Tuyen, an officer of a Hanoi-based publishing house, actively participated in anti-China protests in Hanoi in the 2011-2014 period when China repeatedly violated Vietnam’s sovereignty in the East Sea.

He is among leading figures in demonstrations in Hanoi in March-April to protest the city’s plan which aims to chop down 6,700 healthy aged trees in city’s main streets.

Due to his social activities, he was summoned several times by Hanoi police for interrogation about his role in these demonstrations.

Last month, Nguyen Anh Tuan, a very active democracy advocate in Hanoi, was also severely beaten by thugs in Long Bien district where his family resides.

Along with barring government critics from going abroad and meeting with foreign diplomats, Vietnam’s communist government has often hired thugs to attack local activists and bloggers who peacefully express their opinions on the government economic mismanagement, corruption and weak response to China’s violations of the country’s sovereignty in the East Sea.

Among victims of the government-supported attacks are human rights lawyers Le Quoc Quan and Nguyen Bac Truyen, democracy advocate Nguyen Van Dai, independent journalist Truong Minh Duc, social activist Nguyen Van Son, Truong Van Dung and labor activist Tran Thi Nga.
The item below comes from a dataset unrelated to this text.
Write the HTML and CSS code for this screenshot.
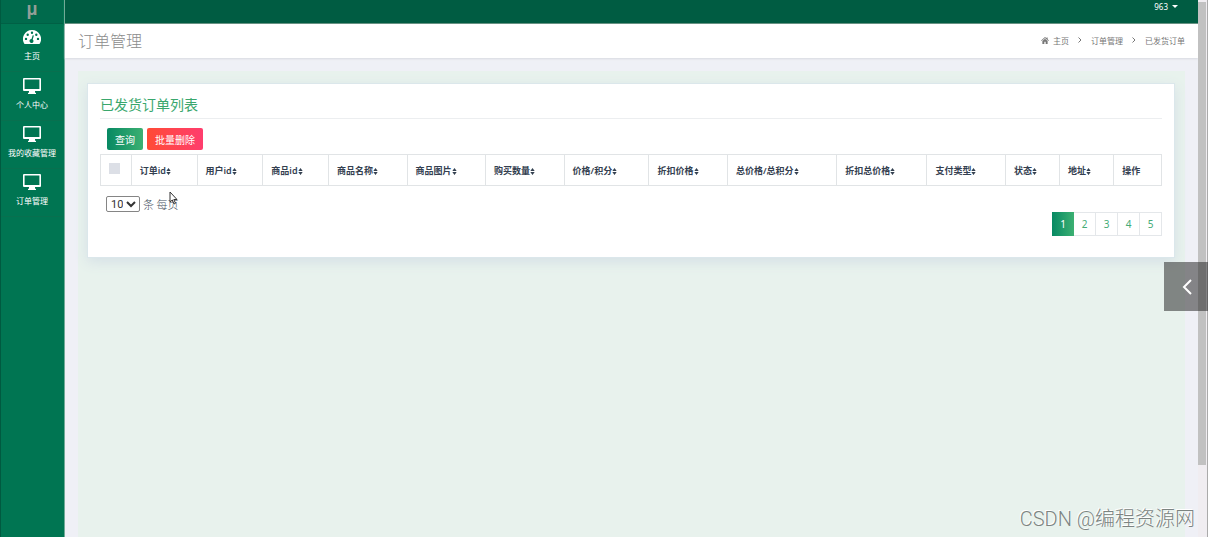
FILE: index.html
```html
<!DOCTYPE html>
<html lang="zh-CN">
<head>
<meta charset="utf-8">
<title>订单管理</title>
<link rel="stylesheet" href="styles.css">
</head>
<body>
<svg class="defs" aria-hidden="true">
  <symbol id="monitor" viewBox="0 0 18 16"><path fill-rule="evenodd" d="M1 0h16a1 1 0 0 1 1 1v11a1 1 0 0 1-1 1h-5v1.500l1 .5v1H5v-1l1-.5V13H1a1 1 0 0 1-1-1V1a1 1 0 0 1 1-1zm.6 1.500v9.500h14.800V1.500z"/></symbol>
  <symbol id="gauge" viewBox="0 0 18 14"><path fill-rule="evenodd" d="M9 0a9 9 0 0 1 7.500 14h-15A9 9 0 0 1 9 0zM3 7.700a1.200 1.200 0 1 0 0 2.400 1.200 1.200 0 0 0 0-2.400zM4.700 3.500a1.200 1.200 0 1 0 0 2.400 1.200 1.200 0 0 0 0-2.400zM9 1.600A1.200 1.200 0 1 0 9 4a1.200 1.200 0 0 0 0-2.400zm4.300 1.900a1.200 1.200 0 1 0 0 2.400 1.200 1.200 0 0 0 0-2.400zM15 7.700a1.200 1.200 0 1 0 0 2.400 1.200 1.200 0 0 0 0-2.400zM9.700 5.200 8.500 9a2 2 0 1 0 1.200.4l1.200-3.900z"/></symbol>
  <symbol id="sort" viewBox="0 0 5 8"><path d="M0 3.400 2.500 0 5 3.400zM0 4.600h5L2.500 8z"/></symbol>
</svg>
<div class="app">
  <nav class="sidebar">
    <div class="brand">μ</div>
    <a class="nav-item" href="#"><svg class="nav-icon"><use href="#gauge"/></svg>主页</a>
    <a class="nav-item" href="#"><svg class="nav-icon"><use href="#monitor"/></svg>个人中心</a>
    <a class="nav-item" href="#"><svg class="nav-icon"><use href="#monitor"/></svg>我的收藏管理</a>
    <a class="nav-item" href="#"><svg class="nav-icon"><use href="#monitor"/></svg>订单管理</a>
  </nav>
  <div class="page">
    <header class="topbar"><button class="user" type="button">963 <span class="caret"></span></button></header>
    <div class="titlebar">
      <h1>订单管理</h1>
      <nav class="crumbs">
        <svg class="home" viewBox="0 0 18 16"><path d="M9 0 0 8l1.200 1.300L9 2.500l7.800 6.800L18 8l-3-2.700V1h-2.500v2zM9 4 3 9.200V16h4.500v-5h3v5H15V9.200z"/></svg>
        <a href="#">主页</a>
        <svg class="sep" viewBox="0 0 4 6"><path d="M.5.5 3 3 .5 5.500"/></svg>
        <a href="#">订单管理</a>
        <svg class="sep" viewBox="0 0 4 6"><path d="M.5.5 3 3 .5 5.500"/></svg>
        <span>已发货订单</span>
      </nav>
    </div>
    <main class="content">
      <section class="card">
        <h2>已发货订单列表</h2>
        <div class="actions">
          <button class="btn query" type="button">查询</button>
          <button class="btn delete" type="button">批量删除</button>
        </div>
        <table>
          <colgroup>
            <col class="c-check"><col class="c-id"><col class="c-id"><col class="c-id"><col class="c-four"><col class="c-four"><col class="c-four"><col class="c-price"><col class="c-four"><col class="c-total"><col class="c-five"><col class="c-four"><col class="c-two"><col class="c-two"><col>
          </colgroup>
          <thead><tr>
            <th><input type="checkbox" class="check" aria-label="全选"></th>
            <th>订单id<svg class="sort"><use href="#sort"/></svg></th>
            <th>用户id<svg class="sort"><use href="#sort"/></svg></th>
            <th>商品id<svg class="sort"><use href="#sort"/></svg></th>
            <th>商品名称<svg class="sort"><use href="#sort"/></svg></th>
            <th>商品图片<svg class="sort"><use href="#sort"/></svg></th>
            <th>购买数量<svg class="sort"><use href="#sort"/></svg></th>
            <th>价格/积分<svg class="sort"><use href="#sort"/></svg></th>
            <th>折扣价格<svg class="sort"><use href="#sort"/></svg></th>
            <th>总价格/总积分<svg class="sort"><use href="#sort"/></svg></th>
            <th>折扣总价格<svg class="sort"><use href="#sort"/></svg></th>
            <th>支付类型<svg class="sort"><use href="#sort"/></svg></th>
            <th>状态<svg class="sort"><use href="#sort"/></svg></th>
            <th>地址<svg class="sort"><use href="#sort"/></svg></th>
            <th>操作</th>
          </tr></thead>
        </table>
        <div class="page-size">
          <select id="size"><option>10</option><option>25</option></select>
          <label for="size">条 每页</label>
        </div>
        <div class="pager">
          <button class="current" type="button">1</button><button type="button">2</button><button type="button">3</button><button type="button">4</button><button type="button">5</button>
        </div>
      </section>
    </main>
  </div>
  <div class="scroll-track"><div class="scroll-thumb"></div></div>
</div>
<button class="drawer" type="button" aria-label="展开"><svg viewBox="0 0 10 16"><path d="M9 1 2 8l7 7"/></svg></button>
<svg class="pointer" viewBox="0 0 9 14" aria-hidden="true"><path d="M1 1v10l2.300-2 1.700 4 1.500-.7L4.800 8.500H8z"/></svg>
<div class="watermark">CSDN @编程资源网</div>
</body>
</html>
```
FILE: styles.css
```css
* { box-sizing: border-box; }
body {
  margin: 0;
  overflow: hidden;
  font-family: "Noto Sans", "Noto Sans CJK SC", sans-serif;
  font-size: 9px;
  color: #455060;
}
a { color: inherit; text-decoration: none; }
button { font-family: inherit; cursor: pointer; }
h1, h2 { margin: 0; font-weight: 300; font-family: "Noto Sans CJK SC", sans-serif; }
.defs { display: none; }
.app { display: flex; height: 100vh; }

.sidebar {
  width: 65px;
  flex: none;
  padding-right: 1px;
  background: #007552;
  border-left: 1px solid #005a40;
  border-right: 1px solid #71aa97;
}
.brand {
  height: 24px;
  background: #006a4c;
  border-bottom: 1px solid #006045;
  color: #929f98;
  font: 700 18px/18px "Liberation Sans", sans-serif;
  text-align: center;
}
.nav-item {
  display: flex;
  flex-direction: column;
  align-items: center;
  gap: 4px;
  height: 48px;
  margin-bottom: 1px;
  padding-top: 5px;
  border-bottom: 1px solid #08704f;
  color: #fff;
  font-size: 8px;
  line-height: 14px;
  white-space: nowrap;
}
.nav-item:nth-child(n+3) { margin-bottom: 0; }
.nav-icon { width: 18px; height: 16px; flex: none; fill: #fff; }

.page { flex: 1; min-width: 0; display: flex; flex-direction: column; background: #eff0f6; }
.topbar {
  display: flex;
  justify-content: flex-end;
  height: 24px;
  flex: none;
  padding-right: 20px;
  background: #005c42;
  border-bottom: 1px solid #5e8c7c;
}
.user {
  display: flex;
  align-items: center;
  gap: 4px;
  height: 12px;
  padding: 0;
  border: 0;
  background: none;
  color: #fff;
  font-size: 8px;
}
.caret { border: 3px solid transparent; border-top-color: #fff; border-bottom: 0; }
.titlebar {
  display: flex;
  align-items: center;
  justify-content: space-between;
  height: 34px;
  flex: none;
  padding: 0 13px 2px;
  background: #fff;
  box-shadow: 0 1px 2px #d8dae0;
}
h1 { color: #8c8c8c; font-size: 16px; line-height: 24px; }
.crumbs { display: flex; align-items: center; color: #777; font-size: 8px; }
.crumbs a, .crumbs span { font-family: "Noto Sans CJK SC", sans-serif; }
.home { width: 8px; height: 7px; margin-right: 4px; fill: #777; }
.sep { width: 4px; height: 6px; margin: 0 9px; fill: none; stroke: #777; }

.content { flex: 1; margin: 13px 13px 0; padding: 12px 10px 12px 9px; background: #e8f2ed; }
.card {
  padding: 11px 12px 21px;
  background: #fff;
  border: 1px solid #dbe7eb;
  box-shadow: 0 4px 12px #d5e0e6;
}
h2 {
  padding-bottom: 4px;
  border-bottom: 1px solid #eceef0;
  color: #3aa76d;
  font-size: 14px;
  font-weight: 400;
  line-height: 19px;
}
.actions { display: flex; gap: 4px; padding: 9px 7px 4px; }
.btn {
  height: 22px;
  padding: 0 8px;
  border: 0;
  border-radius: 2px;
  color: #fff;
  font-size: 10px;
}
.query { background: linear-gradient(90deg, #078963, #3cb072); }
.delete { background: linear-gradient(90deg, #ff4b35, #ff3d6e); }

table { width: 100%; table-layout: fixed; border-collapse: collapse; }
th {
  height: 31px;
  padding: 2px 0 0 8px;
  border: 1px solid #e1e4e6;
  color: #344050;
  font-size: 9px;
  font-weight: 600;
  line-height: 12px;
  text-align: left;
  white-space: nowrap;
}
.c-check { width: 2.9%; }
.c-id { width: 6.2%; }
.c-two { width: 5.1%; }
.c-four { width: 7.4%; }
.c-price { width: 8%; }
.c-five { width: 8.5%; }
.c-total { width: 10.3%; }
.sort { width: 5px; height: 7px; fill: #344050; vertical-align: -1px; }
.check {
  display: block;
  appearance: none;
  width: 11px;
  height: 11px;
  margin: 0 0 6px;
  background: #dcdfe6;
}
.page-size {
  display: flex;
  align-items: center;
  gap: 3px;
  padding: 10px 6px 0;
  font-size: 11px;
  line-height: 16px;
}
.page-size label { font-family: "Noto Sans CJK SC", sans-serif; font-weight: 300; }
select {
  width: 34px;
  height: 16px;
  padding: 0;
  border: 1px solid #858585;
  border-radius: 2px;
  background: #fff;
  color: #333;
  font: 11px Roboto, sans-serif;
}
.pager { display: flex; justify-content: flex-end; }
.pager button {
  width: 22px;
  height: 24px;
  padding: 0;
  border: 1px solid #e4e7ea;
  border-left-width: 0;
  background: #fff;
  color: #45ab76;
  font-size: 10px;
}
.pager .current { border: 0; background: linear-gradient(90deg, #078963, #3cb072); color: #fff; }

.scroll-track { width: 10px; flex: none; padding: 2px 1px 0 0; background: #f0edf1; border-right: 1px solid #aaa; }
.scroll-thumb { height: 86.5%; background: #c1c1c1; }

.drawer {
  position: absolute;
  top: 262px;
  right: 0;
  width: 44px;
  height: 49px;
  padding: 0 0 0 18px;
  border: 0;
  background: rgba(40, 40, 40, .54);
}
.drawer svg { display: block; width: 10px; height: 16px; fill: none; stroke: #fff; stroke-width: 2; }
.pointer { position: absolute; top: 191px; left: 169px; width: 9px; height: 14px; fill: #fff; stroke: #333; }
.watermark {
  position: absolute;
  right: 13px;
  bottom: 4px;
  color: #7c8481;
  font: 300 20px/28px Roboto, "Noto Sans CJK SC", sans-serif;
  text-shadow: -1px -1px 0 #fff;
}
```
Last week, Senator Nguyen also called on President Barack Obama to take measures to ask Hanoi to release land right activist Bui Thi Minh Hang, who is serving a three-year imprisonment due to bogus traffic offences. Ms. Hang, an outspoken government critic, is in very bad health conditions due to the bad treatment of prison’s authorities and hunger strikes she has conducted to protest the prison’s inhumane handling against prisoners.